Em suma, para que se pudesse concluir no sentido da restrição da livre circulação de capitais e do carácter discriminatório do regime que sujeita a retenção na fonte as sociedades não residentes (no caso, holandesas), teria que ficar demonstrado que por via da retenção na fonte efectuada em Portugal e da taxa de imposto holandês incidente sobre os rendimentos obtidos globalmente resultou uma tributação mais gravosa para as entidades não residentes do que a aplicável às sociedades residentes.

Ora, a sentença recorrida, apesar de fazer referência, no probatório, ao ADT celebrado entre Portugal e a Holanda, assenta a sua decisão, exclusivamente, no confronto das normas do CIRC com o acórdão proferido pelo TJUE no processo nº C-493/09.

É, pois, essencial esclarecer se, e em que medida é que o mencionado ADT, permite, no caso concreto, neutralizar a tributação, e, por conseguinte, fazer respeitar a imposição comunitária da livre de circulação de capitais, pois que sem isso não é possível, conscientemente, decidir sobre a concreta (i)legalidade e anular ou manter as liquidação impugnadas.
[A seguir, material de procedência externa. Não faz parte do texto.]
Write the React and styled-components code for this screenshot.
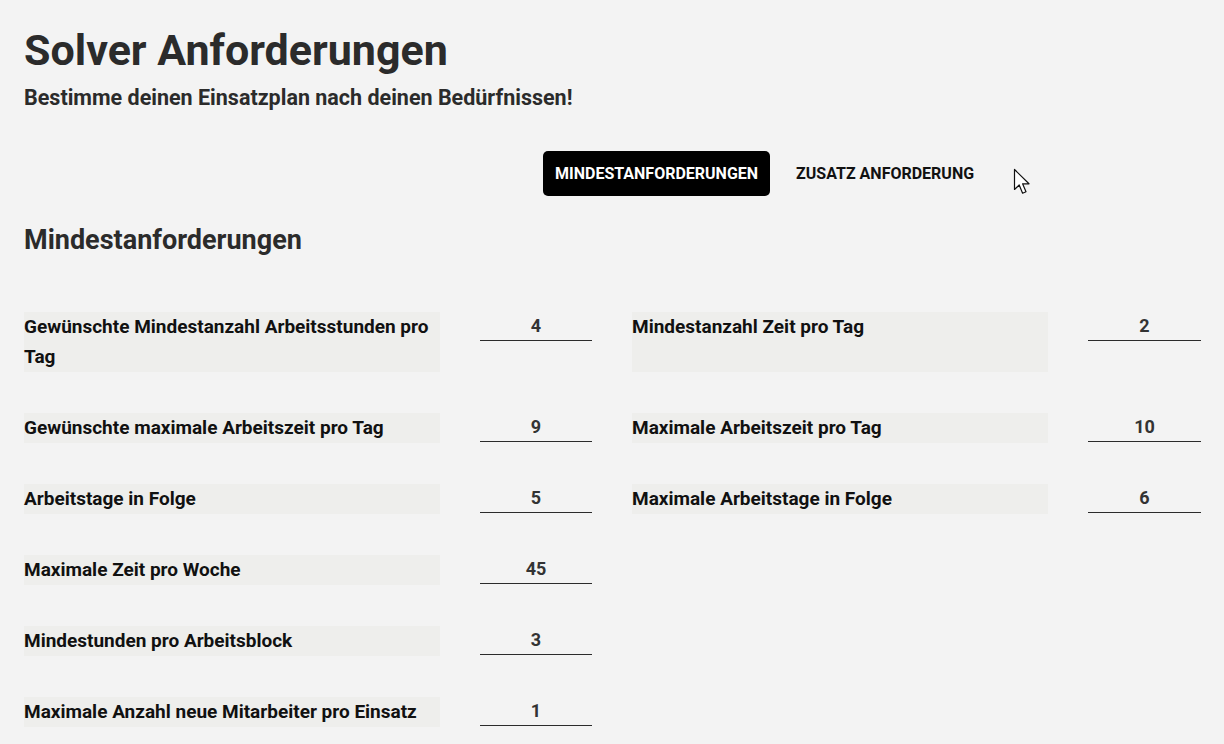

Neste cenário, e considerando que este Tribunal de recurso não dispõe de base factual para decidir o presente recurso jurisdicional – uma vez que ele pressupõe uma realidade de facto que não está pré-estabelecida nem aqui pode estabelecer-se por virtude de o STA, como tribunal de revista, carecer de poderes de cognição em sede de facto – torna-se essencial que o tribunal a quo amplie a matéria de facto de modo a fixar o quadro factual suficiente para o julgamento da causa.

Termos em que se impõe anular a sentença impugnada, para ser substituída por outra que decida, após ampliação da base factual necessária para a aplicação do direito, de acordo com o que atrás se apontou, assim se concedendo provimento ao recurso.



4- DECISÃO:

Pelo exposto, acordam os juízes da Secção de Contencioso Tributário do Supremo Tribunal Administrativo em anular a decisão recorrida, a qual deve ser substituída por outra que decida, após ampliação da base factual necessária para a aplicação do direito, de acordo com o que acima se apontou, assim se concedendo provimento ao recurso.

Sem custas.

Lisboa, 18 de Dezembro de 2013 – Ascensão Lopes (relator) – Pedro DelgadoValente Torrão.